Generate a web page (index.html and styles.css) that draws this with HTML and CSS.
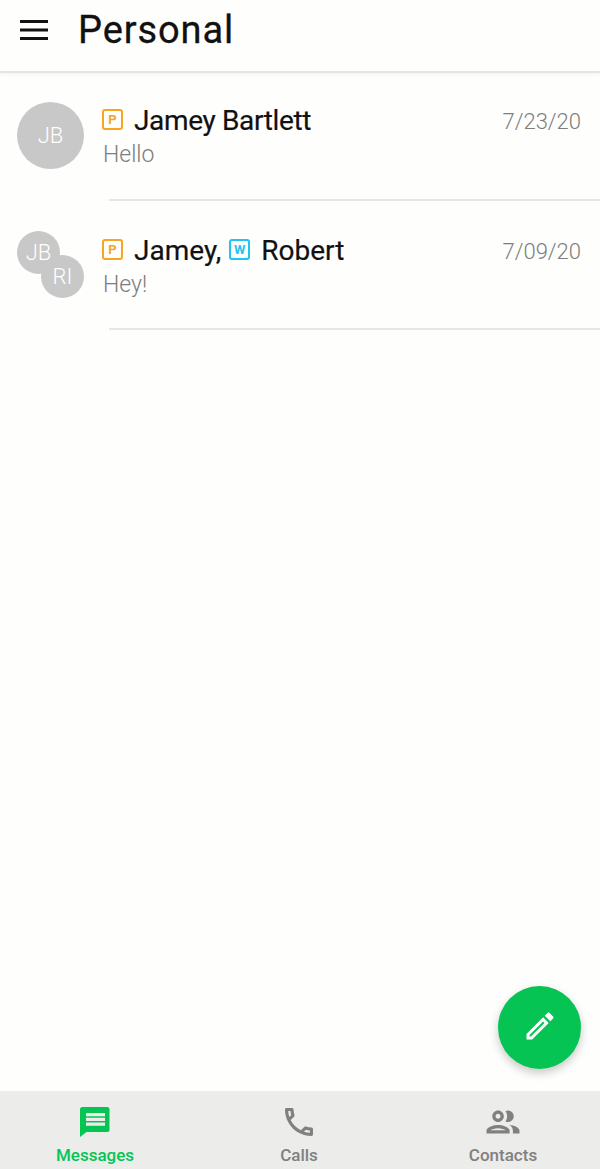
FILE: index.html
```html
<!DOCTYPE html>
<html>
<head>
  <link rel="stylesheet" href="styles.css">
</head>

<body>
  <header class="topbar">
    <svg class="menu-icon" viewBox="0 0 28 20" width="28" height="20">
      <rect x="0" y="0" width="28" height="3" />
      <rect x="0" y="8.5" width="28" height="3" />
      <rect x="0" y="17" width="28" height="3" />
    </svg>
    <h1>Personal</h1>
  </header>

  <main class="threads">
    <div class="thread thread-single">
      <div class="avatar">JB</div>
      <div class="thread-body">
        <div class="thread-top">
          <span class="badge badge-p">P</span>
          <span class="name name-tight">Jamey Bartlett</span>
          <span class="date">7/23/20</span>
        </div>
        <div class="preview">Hello</div>
      </div>
    </div>

    <div class="thread thread-group">
      <div class="avatar-pair">
        <div class="mini mini-a">JB</div>
        <div class="mini mini-b">RI</div>
      </div>
      <div class="thread-body">
        <div class="thread-top">
          <span class="badge badge-p">P</span>
          <span class="name">Jamey,</span>
          <span class="badge badge-w">W</span>
          <span class="name">Robert</span>
          <span class="date">7/09/20</span>
        </div>
        <div class="preview">Hey!</div>
      </div>
    </div>
  </main>

  <button class="fab">
    <svg viewBox="0 0 24 24" width="36" height="36">
      <path d="M14.06 9.02l.92.92L5.92 19H5v-.92l9.06-9.06M17.66 3c-.25 0-.51.1-.7.29l-1.83 1.83 3.75 3.75 1.83-1.83c.39-.39.39-1.02 0-1.41l-2.34-2.34c-.2-.2-.45-.29-.71-.29zm-3.6 3.19L3 17.25V21h3.75L17.81 9.94l-3.75-3.75z" />
    </svg>
  </button>

  <nav class="tabs">
    <div class="tab tab-active">
      <svg viewBox="0 0 34 30" width="34" height="30">
        <path d="M4.500 0h25c1 0 2 1 2 2v21c0 1-1 2-2 2H8.500L2 30V2c0-1 1-2 2.500-2Z" />
        <path class="tab-lines" d="M8 6h19v3.300H8zM8 10.700h19v3.300H8zM8 15.400h19v3.300H8z" />
      </svg>
      <span>Messages</span>
    </div>
    <div class="tab">
      <svg viewBox="1.07 2.35 21.86 19.3" width="34" height="30">
        <path d="M6.54 5c.06.89.21 1.76.45 2.59l-1.2 1.2c-.41-1.2-.67-2.47-.76-3.79h1.51m9.86 12.02c.85.24 1.72.39 2.6.45v1.49c-1.32-.09-2.59-.35-3.8-.75l1.2-1.19M7.5 3H4c-.55 0-1 .45-1 1 0 9.39 7.61 17 17 17 .55 0 1-.45 1-1v-3.49c0-.55-.45-1-1-1-1.24 0-2.45-.2-3.57-.57-.1-.04-.21-.05-.31-.05-.26 0-.51.1-.71.29l-2.2 2.2c-2.83-1.45-5.15-3.76-6.59-6.59l2.2-2.2c.28-.28.36-.67.25-1.02C8.7 6.45 8.5 5.25 8.5 4c0-.55-.45-1-1-1z" />
      </svg>
      <span>Calls</span>
    </div>
    <div class="tab">
      <svg viewBox="1.7 2.91 20.6 18.18" width="34" height="30">
        <path d="M9 13.75c-2.34 0-7 1.17-7 3.5V19h14v-1.75c0-2.33-4.66-3.5-7-3.5zM4.34 17c.84-.58 2.87-1.25 4.66-1.25s3.82.67 4.66 1.25H4.34zM9 12c1.93 0 3.5-1.57 3.5-3.5S10.93 5 9 5 5.5 6.57 5.5 8.5 7.07 12 9 12zm0-5c.83 0 1.5.67 1.5 1.5S9.83 10 9 10s-1.5-.67-1.5-1.5S8.17 7 9 7zm7.04 6.81c1.16.84 1.96 1.96 1.96 3.44V19h4v-1.75c0-2.02-3.5-3.17-5.96-3.44zM15 12c1.93 0 3.5-1.57 3.5-3.5S16.93 5 15 5c-.54 0-1.04.13-1.5.35.63.89 1 1.98 1 3.15s-.37 2.26-1 3.15c.46.22.96.35 1.5.35z" />
      </svg>
      <span>Contacts</span>
    </div>
  </nav>
</body>

</html>
```

FILE: styles.css
```css
:root {
  --green: #06c454;
  --avatar-grey: #c8c8c8;
  --muted: #7d7d7d;
  --line: #e6e6e6;
}

html, body {
  height: 100%;
}

body {
  margin: 0;
  background-color: #fefefd;
  color: #111;
  font-family: Roboto, "Noto Sans", sans-serif;
  display: flex;
  flex-direction: column;
  overflow: hidden;
  position: relative;
}

.topbar {
  height: 59px;
  flex-shrink: 0;
  display: flex;
  align-items: center;
  padding: 0 0 12px 20px;
  border-bottom: 2px solid #e4e4e4;
  box-shadow: 0 2px 5px rgba(0, 0, 0, 0.04);
}

.menu-icon {
  fill: #111;
}

.topbar h1 {
  margin: 0 0 0 30px;
  font-size: 38px;
  font-weight: 400;
  letter-spacing: 0.9px;
  -webkit-text-stroke: 0.3px #111;
}

.threads {
  flex: 1;
}

.thread {
  height: 128px;
  display: flex;
  padding-left: 17px;
  position: relative;
}

.thread-group {
  height: 129px;
}

.thread::after {
  content: "";
  position: absolute;
  left: 109px;
  right: 0;
  bottom: 0;
  height: 2px;
  background-color: var(--line);
}

.avatar {
  width: 67px;
  height: 67px;
  margin-top: 29px;
  border-radius: 50%;
  background-color: var(--avatar-grey);
  color: #fff;
  font-size: 22px;
  font-weight: 300;
  display: flex;
  align-items: center;
  justify-content: center;
}

.avatar-pair {
  width: 67px;
  height: 67px;
  margin-top: 30px;
  position: relative;
}

.mini {
  position: absolute;
  width: 43px;
  height: 43px;
  border-radius: 50%;
  background-color: var(--avatar-grey);
  color: #fff;
  font-size: 22px;
  font-weight: 300;
  display: flex;
  align-items: center;
  justify-content: center;
}

.mini-a {
  left: 0;
  top: 0;
}

.mini-b {
  right: 0;
  bottom: 0;
}

.thread-body {
  flex: 1;
  margin-left: 18px;
  padding-right: 19px;
}

.thread-single .thread-body {
  padding-top: 29px;
}

.thread-group .thread-body {
  padding-top: 31px;
}

.thread-top {
  display: flex;
  align-items: center;
  height: 36px;
}

.badge {
  width: 21px;
  height: 21px;
  box-sizing: border-box;
  border-radius: 3px;
  border: 2px solid;
  font-size: 13px;
  font-weight: 700;
  display: flex;
  align-items: center;
  justify-content: center;
  margin-right: 11px;
  margin-bottom: 2px;
  flex-shrink: 0;
}

.badge-p {
  border-color: #f6a623;
  color: #f6a623;
}

.badge-w {
  border-color: #1fc4f4;
  color: #1fc4f4;
}

.name {
  font-size: 28px;
  -webkit-text-stroke: 0.2px #111;
}

.name-tight {
  letter-spacing: -0.35px;
}

.name + .badge {
  margin-left: 8px;
}

.date {
  margin-left: auto;
  margin-top: 2px;
  font-size: 22px;
  font-weight: 300;
  color: var(--muted);
}

.preview {
  font-size: 23px;
  font-weight: 300;
  color: var(--muted);
  margin-top: 3px;
  padding-left: 1px;
}

.fab {
  position: absolute;
  right: 19px;
  bottom: 100px;
  width: 83px;
  height: 83px;
  border: none;
  border-radius: 50%;
  padding: 0 0 4px;
  background-color: var(--green);
  fill: #fff;
  display: flex;
  align-items: center;
  justify-content: center;
  box-shadow: 0 4px 10px rgba(0, 0, 0, 0.22);
}

.tabs {
  height: 62px;
  flex-shrink: 0;
  background-color: #ececeb;
  display: flex;
  justify-content: space-between;
  padding: 16px 12px 0 10px;
}

.tab {
  width: 170px;
  display: flex;
  flex-direction: column;
  align-items: center;
  color: #808080;
  fill: #808080;
  font-size: 17px;
  font-weight: 500;
}

.tab span {
  margin-top: 8px;
  line-height: 20px;
}

.tab-active {
  color: var(--green);
  fill: var(--green);
}

.tab-lines {
  fill: #ececeb;
}
```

::::::

Search the material above for "styles". Pull out each line where it shows up.

ANSWER FOR THE TASK:
Generate a web page (index.html and styles.css) that draws this with HTML and CSS.
  <link rel="stylesheet" href="styles.css">
FILE: styles.css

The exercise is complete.